Parkland Center for Clinical Innovation Receives $4.5 Million CMS Grant
The Parkland Center for Clinical Innovation has received a CMS Accountable Health Communities grant from the Centers for Medicare and Medicaid Services. The $4.5 million grant is designed to address large cost drivers in healthcare.
In May, PCCI will begin a five-year data collection period as part of the grant’s Assistance and Alignment Tracks of the Accountable Health Communities model. PCCI is one of 32 participating sites in 23 states and the only one in North Texas.
Ted Shaw, chair of the PCCI board of directors, said the center will use the grant to “utilize the innovative and transformational capabilities of PCCI in an effort to reduce health disparities in the North Texas region and across the nation.”
In addition to addressing large healthcare cost drivers, the grant is designed to address unmet health-related social needs—like food insecurity and inadequate or unstable housing—that affect chronic healthcare problems in Dallas-Fort Worth.

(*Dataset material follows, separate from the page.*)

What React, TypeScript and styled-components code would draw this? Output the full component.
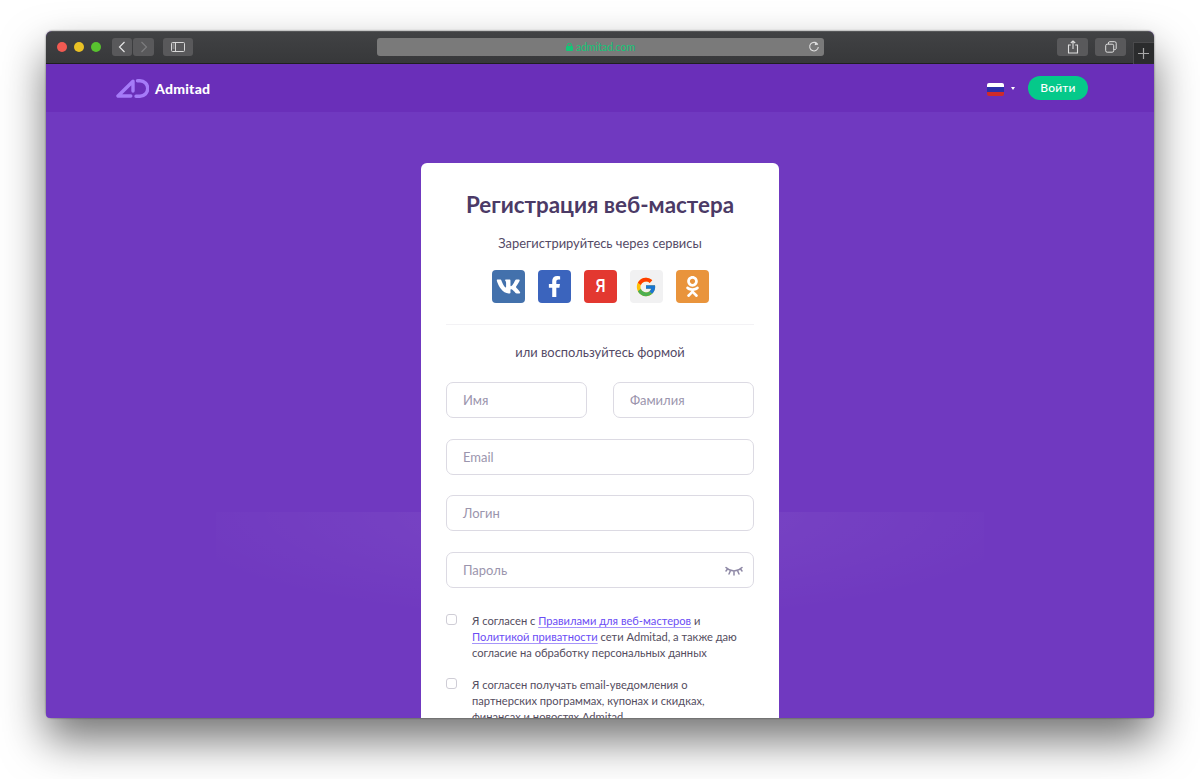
import React from 'react';
import styled, { createGlobalStyle } from 'styled-components';
import { FaVk, FaFacebookF, FaOdnoklassniki } from 'react-icons/fa';
import { FcGoogle } from 'react-icons/fc';

const GlobalStyle = createGlobalStyle`
  html, body {
    margin: 0;
    height: 100%;
    background: #ffffff;
    font-family: Lato, "Noto Sans", "Open Sans", sans-serif;
  }
  * { box-sizing: border-box; }
`;

const Stage = styled.div`
  width: 1200px;
  height: 779px;
  padding: 31px 46px 61px;
  overflow: hidden;
`;

const Window = styled.div`
  position: relative;
  height: 687px;
  border-radius: 6px 6px 4px 4px;
  overflow: hidden;
  display: flex;
  flex-direction: column;
  background: #7039c0;
`;

const WindowShadow = styled.div`
  border-radius: 6px;
  box-shadow: 0 22px 44px rgba(0, 0, 0, 0.55), 0 0 2px rgba(0, 0, 0, 0.6);
`;

const TitleBar = styled.div`
  flex: 0 0 33px;
  position: relative;
  display: flex;
  align-items: center;
  padding: 0 28px 2px 11px;
  background: linear-gradient(#414244, #37383a);
  border-top: 1px solid #565759;
  border-bottom: 1px solid #1f1f20;
`;

const Lights = styled.div`
  display: flex;
  gap: 7px;
  margin-right: 11px;
`;

const Light = styled.span<{ $color: string }>`
  width: 10px;
  height: 10px;
  border-radius: 50%;
  background: ${p => p.$color};
`;

const ToolButton = styled.div<{ $w: number; $gap?: number }>`
  width: ${p => p.$w}px;
  height: 18px;
  margin-right: ${p => p.$gap ?? 0}px;
  border-radius: 3px;
  background: #59595b;
  display: flex;
  align-items: center;
  justify-content: center;
  flex: none;
`;

const UrlBar = styled.div`
  position: relative;
  width: 447px;
  height: 18px;
  margin-right: 233px;
  flex: none;
  border-radius: 3px;
  background: #7a7a7a;
  display: flex;
  align-items: center;
  justify-content: center;
  gap: 3px;
  color: #13c677;
  font-size: 10.5px;
`;

const Reload = styled.svg`
  position: absolute;
  right: 3px;
  top: 2px;
`;

const NewTab = styled.div`
  position: absolute;
  right: 0;
  top: 10px;
  width: 21px;
  height: 22px;
  padding: 0 2px 1px 0;
  background: #2b2c2d;
  border-left: 1px solid #4a4a4c;
  border-top: 1px solid #4a4a4c;
  display: flex;
  align-items: center;
  justify-content: center;
`;

const Header = styled.header`
  flex: 0 0 48px;
  display: flex;
  align-items: center;
  padding: 0 66px 0 70px;
  background: #6a2fb9;
`;

const Brand = styled.div`
  display: flex;
  align-items: center;
  gap: 6px;
  color: #ffffff;
  font-size: 14px;
  font-weight: 900;
  letter-spacing: 0.25px;
`;

const HeaderRight = styled.div`
  margin-left: auto;
  display: flex;
  align-items: center;
`;

const Flag = styled.div`
  width: 17px;
  height: 13px;
  margin-top: 2px;
  border-radius: 2px;
  overflow: hidden;
  background: linear-gradient(#ffffff 0 33%, #2b2fa8 33% 66%, #cf2a2a 66%);
`;

const Caret = styled.span`
  width: 0;
  height: 0;
  margin: 1px 13px 0 7px;
  border-left: 2.5px solid transparent;
  border-right: 2.5px solid transparent;
  border-top: 3px solid #ffffff;
`;

const LoginButton = styled.button`
  width: 60px;
  height: 24px;
  padding: 0 0 2px;
  border: 0;
  border-radius: 12px;
  background: #05c98a;
  color: #ffffff;
  font: 500 12px Lato, "Noto Sans", sans-serif;
  letter-spacing: 0.2px;
`;

const Body = styled.main`
  position: relative;
  flex: 1;
  min-height: 0;
  display: flex;
  justify-content: center;
  padding-top: 51px;
`;

const Glow = styled.div`
  position: absolute;
  left: 170px;
  right: 170px;
  top: 400px;
  height: 110px;
  background: radial-gradient(ellipse 58% 100% at 50% 0, rgba(255, 255, 255, 0.07), rgba(255, 255, 255, 0));
`;

const Card = styled.section`
  position: relative;
  width: 358px;
  flex: none;
  align-self: flex-start;
  padding: 26px 25px 40px;
  border-radius: 6px 6px 0 0;
  background: #ffffff;
`;

const Title = styled.h1`
  margin: 0;
  text-align: center;
  color: #4b3a66;
  font-size: 22.4px;
  line-height: 32px;
  font-weight: 700;
`;

const Hint = styled.p<{ $top: number }>`
  margin: ${p => p.$top}px 0 0;
  text-align: center;
  color: #544a66;
  font-size: 12.9px;
  line-height: 18px;
`;

const Socials = styled.div`
  display: flex;
  justify-content: center;
  gap: 12.6px;
  margin-top: 18px;
  padding: 0 0 21px 1px;
  border-bottom: 1px solid #f3f2f5;
`;

const Social = styled.a<{ $bg: string }>`
  width: 33.4px;
  height: 33.4px;
  border-radius: 4px;
  display: flex;
  align-items: center;
  justify-content: center;
  background: ${p => p.$bg};
  color: #ffffff;
`;

const YandexLetter = styled.span`
  font: 700 18px "Liberation Sans", sans-serif;
  transform: scaleX(0.74);
`;

const Fields = styled.div`
  display: grid;
  grid-template-columns: 141px 141px;
  justify-content: space-between;
  row-gap: 20.6px;
  margin-top: 20.6px;
`;

const Field = styled.div<{ $wide?: boolean }>`
  position: relative;
  grid-column: ${p => (p.$wide ? '1 / -1' : 'auto')};
  height: 36px;
  padding: 0 16px;
  display: flex;
  align-items: center;
  border: 1px solid #dcdae3;
  border-bottom-width: 1.5px;
  border-radius: 7px;
  color: #9b95ad;
  font-size: 13px;
`;

const EyeIcon = styled.svg`
  position: absolute;
  right: 10px;
  top: 13px;
`;

const Consent = styled.div<{ $top: number }>`
  display: flex;
  align-items: flex-start;
  gap: 15px;
  margin-top: ${p => p.$top}px;
  color: #544d60;
  font-size: 11.15px;
  line-height: 16px;
`;

const ConsentText = styled.span`
  max-width: 270px;
`;

const Box = styled.span`
  flex: none;
  width: 11px;
  height: 11px;
  margin-top: 1px;
  border: 1px solid #cfcdd6;
  border-radius: 3px;
`;

const Terms = styled.a`
  color: #6b4df5;
  text-decoration: underline;
  text-decoration-color: #a695fa;
  text-underline-offset: 2px;
`;

export default function App() {
  return (
    <>
      <GlobalStyle />
      <Stage>
        <WindowShadow>
          <Window>
            <TitleBar>
              <Lights>
                <Light $color="#f25a52" />
                <Light $color="#e9c125" />
                <Light $color="#58c22f" />
              </Lights>
              <ToolButton $w={20} $gap={1}>
                <svg width="8" height="12" viewBox="0 0 8 12"><path d="M6.5 1 1.5 6l5 5" fill="none" stroke="#e4e4e4" strokeWidth="1.2" /></svg>
              </ToolButton>
              <ToolButton $w={21} $gap={9}>
                <svg width="8" height="12" viewBox="0 0 8 12"><path d="M1.5 1l5 5-5 5" fill="none" stroke="#7d7d7f" strokeWidth="1.2" /></svg>
              </ToolButton>
              <ToolButton $w={30} $gap={184}>
                <svg width="14" height="10" viewBox="0 0 14 10"><rect x=".5" y=".5" width="13" height="9" rx="1" fill="none" stroke="#d6d6d6" /><path d="M4.5 0v10" stroke="#d6d6d6" /><path d="M1.5 2h2M1.5 4h2M1.5 6h2" stroke="#a9a9a9" /></svg>
              </ToolButton>
              <UrlBar>
                <svg width="7" height="8" viewBox="0 0 7 8"><rect y="3" width="7" height="5" rx="1" fill="#13c677" /><path d="M1.5 3.5V2.2a2 2 0 0 1 4 0v1.3" fill="none" stroke="#13c677" /></svg>
                admitad.com
                <Reload width="14" height="14" viewBox="0 0 14 14"><path d="M10.8 4.6A4.3 4.3 0 1 0 11.3 7" fill="none" stroke="#dedede" strokeWidth="1.1" /><path d="M8 1.6l3.2 3-3.4.6z" fill="#dedede" /></Reload>
              </UrlBar>
              <ToolButton $w={31} $gap={7}>
                <svg width="12" height="14" viewBox="0 0 12 14"><path d="M3.8 5H1.5v8h9V5H8.2M6 9V1M3.8 3 6 .9 8.2 3" fill="none" stroke="#dedede" strokeWidth="1.1" /></svg>
              </ToolButton>
              <ToolButton $w={31}>
                <svg width="12" height="12" viewBox="0 0 12 12"><rect x=".7" y="3.2" width="8" height="8" rx="1.5" fill="none" stroke="#dedede" /><path d="M3.4 3V2a1.4 1.4 0 0 1 1.4-1.3h4.8A1.6 1.6 0 0 1 11.2 2.2V7A1.4 1.4 0 0 1 9 8.4" fill="none" stroke="#dedede" /></svg>
              </ToolButton>
              <NewTab>
                <svg width="11" height="11" viewBox="0 0 11 11"><path d="M5.5 0v11M0 5.5h11" stroke="#a8a8a8" strokeWidth="1.2" /></svg>
              </NewTab>
            </TitleBar>
            <Header>
              <Brand>
                <svg width="33" height="19" viewBox="0 0 33 19">
                  <path d="M2 17 17 2.200V12M2 17h12.800" fill="none" stroke="#a57bf8" strokeWidth="3.400" strokeLinejoin="round" strokeLinecap="round" />
                  <path d="M21.500 1.800h2.500a7.700 7.700 0 0 1 0 15.400h-4" fill="none" stroke="#a57bf8" strokeWidth="3.400" strokeLinecap="round" />
                </svg>
                Admitad
              </Brand>
              <HeaderRight>
                <Flag />
                <Caret />
                <LoginButton>Войти</LoginButton>
              </HeaderRight>
            </Header>
            <Body>
              <Glow />
              <Card>
                <Title>Регистрация веб-мастера</Title>
                <Hint $top={13}>Зарегистрируйтесь через сервисы</Hint>
                <Socials>
                  <Social $bg="#4371ac"><FaVk size={25} /></Social>
                  <Social $bg="#3b64bd"><FaFacebookF size={21} /></Social>
                  <Social $bg="#e33830"><YandexLetter>Я</YandexLetter></Social>
                  <Social $bg="#f1f1f2"><FcGoogle size={22} /></Social>
                  <Social $bg="#e9943c"><FaOdnoklassniki size={21} /></Social>
                </Socials>
                <Hint $top={18}>или воспользуйтесь формой</Hint>
                <Fields>
                  <Field>Имя</Field>
                  <Field>Фамилия</Field>
                  <Field $wide>Email</Field>
                  <Field $wide>Логин</Field>
                  <Field $wide>
                    Пароль
                    <EyeIcon width="18" height="10" viewBox="0 0 18 10">
                      <path d="M1 1.500c4.500 4.500 11.500 4.500 16 0M5.500 4.500 4 8M12.500 4.500 14 8M9 5.500V9M2.500 3 1 5M15.500 3 17 5" fill="none" stroke="#8f89a6" strokeWidth="1.500" strokeLinecap="round" />
                    </EyeIcon>
                  </Field>
                </Fields>
                <Consent $top={25.4}>
                  <Box />
                  <ConsentText>
                    Я согласен с <Terms>Правилами для веб-мастеров</Terms> и <Terms>Политикой приватности</Terms> сети Admitad, а также даю согласие на обработку персональных данных
                  </ConsentText>
                </Consent>
                <Consent $top={16}>
                  <Box />
                  <ConsentText>Я согласен получать email-уведомления о партнерских программах, купонах и скидках, финансах и новостях Admitad</ConsentText>
                </Consent>
              </Card>
            </Body>
          </Window>
        </WindowShadow>
      </Stage>
    </>
  );
}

The AHC model will test innovative service delivery models and track screenings of Medicaid and Medicare beneficiaries at risk for emergency department visits to see if the new models can reduce expenditures and enhance care.
PCCI was awarded the AHC’s “alignment track,” which is the most intensive study-level and includes screening, education, referral, navigation, and alignment of community resources to ensure responsiveness to high-risk beneficiaries’ needs.
PCCI will be partnering with five healthcare providers in DFW—Parkland, Methodist, Children’s, Baylor, Dallas Metrocare—as well as 289 community-based organizations and Texas Medicaid to design, implement, and evaluate this track.